The 2023 publication of Fiducia Supplicans, which gave permission for informal blessings of persons in same-sex relationships, has made entrenched Global North-South division in the Catholic Church, along the lines of what has plagued our Communion for decades, more likely. The Catholic Church can, we hope, learn from our mistakes (the colonial past hangs over Rome less heavily, which helps).
Giving proper space for Global South leaders to speak about the pastoral challenges such changes present for their mission and security is especially important. The way white liberals have repeatedly handled Lambeth 1.10 has left Global South leaders feeling ignored and disrespected, and this has provided an opening for alliances with right-wing Westerners that has undermined the authority of the Communion’s central structures. All the tinder for such a set of crises is already present in the Catholic Church.
The most recent Anglican-Roman Catholic dialogues have focused on synodality amid differences. The summoning of the Synod on Synodality was an important step for Catholics in listening more broadly to the voice of the church and making decisions by consensus—something the new pope will need to lean into.
The dialogues call Anglicans to give more space for synods to make binding decisions, while curtailing deepening trends toward autonomy and division. This is the ultimate goal of the Nairobi-Cairo Proposals, which require the archbishop to relinquish some of his traditional dignities, partly to build trust in pursuit of more fully discerned common action. We will see how the rest of the Communion receives these proposals. Full support by the new archbishop will be essential if they are to succeed.
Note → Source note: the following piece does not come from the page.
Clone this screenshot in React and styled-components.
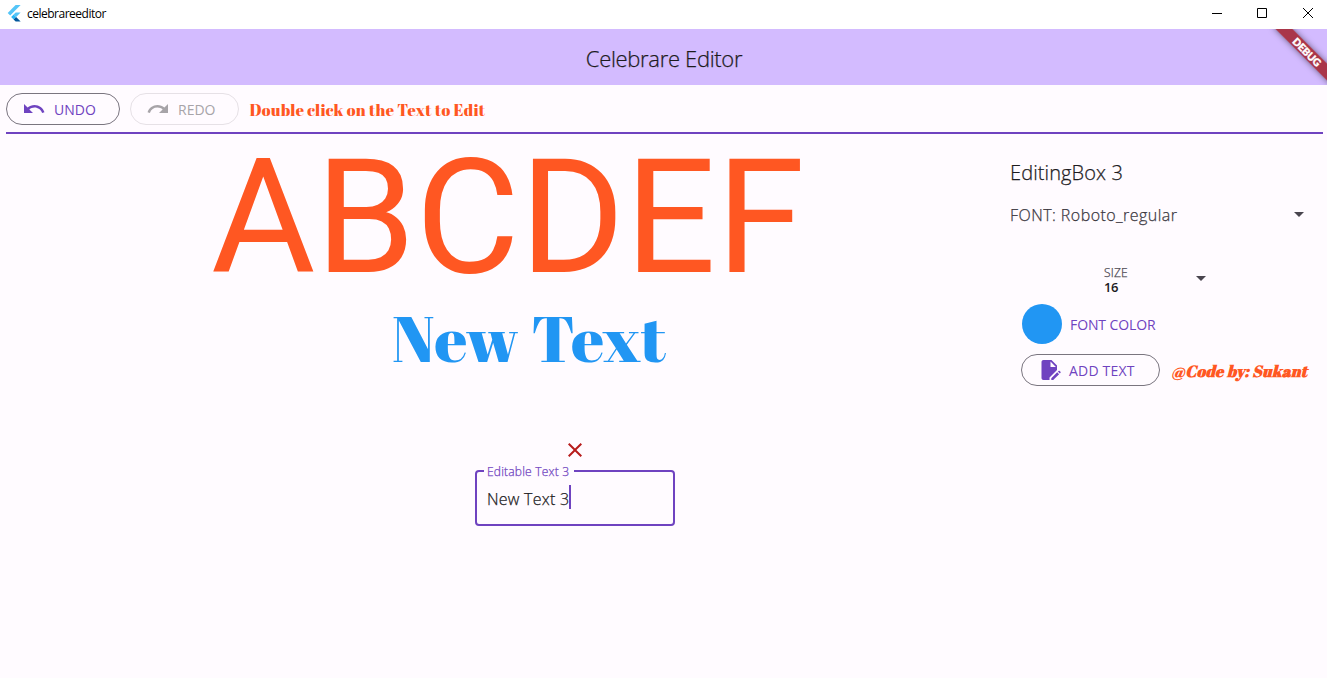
import React from "react";
import styled, { createGlobalStyle } from "styled-components";
import { MdUndo, MdRedo, MdArrowDropDown, MdClose } from "react-icons/md";

const purple = "#6f43c0";
const ink = "#1d1b1e";
const ui = `"Open Sans", "Noto Sans", sans-serif`;
const display = `"Abril Fatface", "Liberation Serif", serif`;

const GlobalStyle = createGlobalStyle`
  * { box-sizing: border-box; }
  body { margin: 0; background: #fffbff; font-family: ${ui}; color: ${ink}; overflow: hidden; }
`;

const Window = styled.div`
  width: 1327px;
  height: 678px;
  display: flex;
  flex-direction: column;
  background: #fffbff;
  overflow: hidden;
`;

const TitleBar = styled.header`
  height: 29px;
  flex: none;
  display: flex;
  align-items: center;
  padding: 0 3px 3px 7px;
  background: #fff;
`;

const WindowTitle = styled.span`
  flex: 1;
  margin: 2px 0 0 6px;
  font-size: 12px;
  line-height: 16px;
  letter-spacing: -0.5px;
  color: #000;
`;

const WindowControls = styled.div`
  display: flex;
  gap: 34px;
  padding-right: 10px;
  svg { display: block; }
`;

const AppBar = styled.div`
  position: relative;
  height: 56px;
  flex: none;
  display: flex;
  align-items: center;
  justify-content: center;
  padding: 1px 0 0 1px;
  background: #d3bbff;
  overflow: hidden;
`;

const Text = styled.span`
  font-family: ${(p) => p.$family || ui};
  font-size: ${(p) => p.$size}px;
  font-weight: ${(p) => p.$weight || 400};
  font-style: ${(p) => (p.$italic ? "italic" : "normal")};
  letter-spacing: ${(p) => p.$spacing || 0}px;
  line-height: ${(p) => p.$line || 20}px;
  color: ${(p) => p.$color || ink};
  white-space: nowrap;
`;

const LightText = styled(Text)`
  font-weight: 300;
  -webkit-text-stroke: 0.25px currentColor;
`;

const DebugBanner = styled.div`
  position: absolute;
  top: 17px;
  left: 1266px;
  width: 82px;
  height: 12px;
  transform: rotate(45deg);
  background: rgba(160, 24, 34, 0.82);
  box-shadow: 0 0 6px rgba(0, 0, 0, 0.5);
  color: #fff;
  font: 900 10.2px/12px Lato, sans-serif;
  -webkit-text-stroke: 0.4px #fff;
  text-align: center;
`;

const Toolbar = styled.div`
  height: 49px;
  flex: none;
  display: flex;
  align-items: flex-start;
  gap: 10px;
  margin: 0 4px 0 6px;
  padding-top: 8px;
  border-bottom: 2px solid ${purple};
`;

const OutlinedButton = styled.button`
  width: ${(p) => p.$width}px;
  height: 32px;
  flex: none;
  display: flex;
  align-items: center;
  gap: 8px;
  padding: 0 0 0 15px;
  border: 1px solid ${(p) => (p.disabled ? "#e6e1e6" : "#7a757f")};
  border-radius: 16px;
  background: transparent;
  color: ${(p) => (p.disabled ? "#a7a4a8" : purple)};
  svg { flex: none; }
  span { padding-top: 2px; }
`;

const Hint = styled.div`
  padding: 6px 0 0 0.5px;
`;

const Body = styled.main`
  flex: 1;
  display: flex;
`;

const Canvas = styled.section`
  position: relative;
  flex: none;
  width: 1000px;
`;

const CanvasItem = styled.div`
  position: absolute;
  left: ${(p) => p.$x}px;
  top: ${(p) => p.$y}px;
`;

const TextField = styled.div`
  position: relative;
  width: 200px;
  height: 56px;
  display: flex;
  align-items: center;
  padding-left: 10px;
  border: 2px solid ${purple};
  border-radius: 4px;
`;

const FieldLabel = styled.div`
  position: absolute;
  top: -8px;
  left: 7px;
  height: 16px;
  width: 90px;
  display: flex;
  padding-left: 3px;
  background: #fffbff;
`;

const FieldValue = styled.div`
  display: flex;
  padding-top: 1px;
`;

const Caret = styled.i`
  width: 2px;
  height: 24px;
  margin-top: -2px;
  background: ${purple};
`;

const Sidebar = styled.aside`
  flex: 1;
  min-width: 0;
  display: flex;
  flex-direction: column;
  padding: 27px 16px 0 10px;
`;

const FontSelect = styled.div`
  display: flex;
  justify-content: space-between;
  align-items: center;
  height: 24px;
  margin-top: 17px;
  span { padding-top: 2px; }
`;

const SizeSelect = styled.div`
  display: flex;
  justify-content: space-between;
  align-items: center;
  width: 109px;
  height: 28px;
  margin: 38px 0 0 94px;
`;

const SizeStack = styled.div`
  display: flex;
  flex-direction: column;
  padding-top: 4px;
`;

const ColorRow = styled.div`
  display: flex;
  align-items: center;
  gap: 8px;
  margin: 12px 0 10px 12px;
  span { padding-top: 1px; }
`;

const Swatch = styled.div`
  width: 40px;
  height: 40px;
  border-radius: 50%;
  background: #2196f3;
`;

const AddRow = styled.div`
  display: flex;
  align-items: center;
  gap: 11px;
  margin-left: 11px;
`;

const Credit = styled.div`
  padding-top: 1px;
`;

const FlutterLogo = () => (
  <svg width="14" height="17" viewBox="0 0 14 17">
    <path d="M8.6 0H13.6L3.2 10.4 0.7 7.9Z" fill="#54c5f8" />
    <path d="M8.6 7.6H13.6L9.1 12.1 6.6 9.6Z" fill="#54c5f8" />
    <path d="M6.6 9.6 9.1 12.1 6.6 14.6 4.1 12.1Z" fill="#29b6f6" />
    <path d="M6.6 14.6 9.1 12.1 13.6 16.5H8.6Z" fill="#01579b" />
  </svg>
);

const EditDocument = () => (
  <svg width="24" height="24" viewBox="0 0 24 24" fill="currentColor">
    <path d="M14.5 2H6.5c-1.1 0-2 .9-2 2v16c0 1.1.9 2 2 2h6v-2.6l7.5-7.5V7.5zM13.5 9V3.6L18.9 9z" />
    <path d="M14.3 20.2l5.9-5.9 1.9 1.9-5.9 5.8h-1.9zM20.9 13.6l.7-.7c.3-.3.7-.3 1 0l.9.9c.3.3.3.7 0 1l-.7.7z" />
  </svg>
);

export default function App() {
  return (
    <>
      <GlobalStyle />
      <Window>
        <TitleBar>
          <FlutterLogo />
          <WindowTitle>celebrareeditor</WindowTitle>
          <WindowControls>
            <svg width="12" height="12" viewBox="0 0 12 12"><path d="M2 6.5h10" stroke="#000" /></svg>
            <svg width="12" height="12" viewBox="0 0 12 12"><path d="M1.5 1.5h9v9h-9z" stroke="#000" fill="none" /></svg>
            <svg width="12" height="12" viewBox="0 0 12 12"><path d="M1 1l10 10M11 1L1 11" stroke="#000" /></svg>
          </WindowControls>
        </TitleBar>
        <AppBar>
          <LightText $size={22} $spacing={-0.32} $line={28}>Celebrare Editor</LightText>
          <DebugBanner>DEBUG</DebugBanner>
        </AppBar>
        <Toolbar>
          <OutlinedButton $width={114}>
            <MdUndo size={24} />
            <Text $size={14} $color="currentColor">UNDO</Text>
          </OutlinedButton>
          <OutlinedButton $width={109} disabled>
            <MdRedo size={24} />
            <Text $size={14} $color="currentColor">REDO</Text>
          </OutlinedButton>
          <Hint>
            <Text $family={display} $size={16} $spacing={0.25} $color="#ff5722">Double click on the Text to Edit</Text>
          </Hint>
        </Toolbar>
        <Body>
          <Canvas>
            <CanvasItem $x={211} $y={-10}>
              <Text as="div" $family="Roboto, sans-serif" $size={160} $line={188} $color="#ff5722" $spacing={0.2}>ABCDEF</Text>
            </CanvasItem>
            <CanvasItem $x={392} $y={171}>
              <Text as="div" $family={display} $size={64} $line={66} $spacing={0.25} $color="#2196f3">New Text</Text>
            </CanvasItem>
            <CanvasItem $x={563} $y={304}>
              <MdClose size={24} color="#b71c1c" />
            </CanvasItem>
            <CanvasItem $x={475} $y={336}>
              <TextField>
                <FieldLabel>
                  <LightText $size={12} $line={16} $spacing={0.2} $color={purple}>Editable Text 3</LightText>
                </FieldLabel>
                <FieldValue>
                  <LightText $size={16} $line={24} $spacing={0.25}>New Text 3</LightText>
                  <Caret />
                </FieldValue>
              </TextField>
            </CanvasItem>
          </Canvas>
          <Sidebar>
            <LightText $size={20} $line={24} $spacing={0.1}>EditingBox 3</LightText>
            <FontSelect>
              <LightText $size={16} $spacing={0.45} $line={24} $color="#3b383f">FONT: Roboto_regular</LightText>
              <MdArrowDropDown size={24} color="#49454e" />
            </FontSelect>
            <SizeSelect>
              <SizeStack>
                <LightText $size={12} $line={14} $spacing={0.2} $color="#49454e">SIZE</LightText>
                <Text $size={13} $line={14} $weight={600} $spacing={-0.5}>16</Text>
              </SizeStack>
              <MdArrowDropDown size={24} color="#49454e" />
            </SizeSelect>
            <ColorRow>
              <Swatch />
              <Text $size={14} $spacing={-0.1} $color={purple}>FONT COLOR</Text>
            </ColorRow>
            <AddRow>
              <OutlinedButton $width={139}>
                <EditDocument />
                <Text $size={14} $spacing={0.2} $color="currentColor">ADD TEXT</Text>
              </OutlinedButton>
              <Credit>
                <Text $family={display} $size={16} $spacing={0.25} $weight={700} $italic $color="#ff5722">@Code by: Sukant</Text>
              </Credit>
            </AddRow>
          </Sidebar>
        </Body>
      </Window>
    </>
  );
}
Above all, we pray that both new leaders will be evangelists, placing the clear and winsome proclamation of the gospel of Jesus Christ at the heart of their public teaching and writing. They must be people of prayer, steeped in the Holy Scriptures. Religious celebrities are not what the Church or the world need most, but leaders who will witness at all times to the beauty and power of the death and resurrection of Jesus and the profound mystery of his revelation of the Triune God.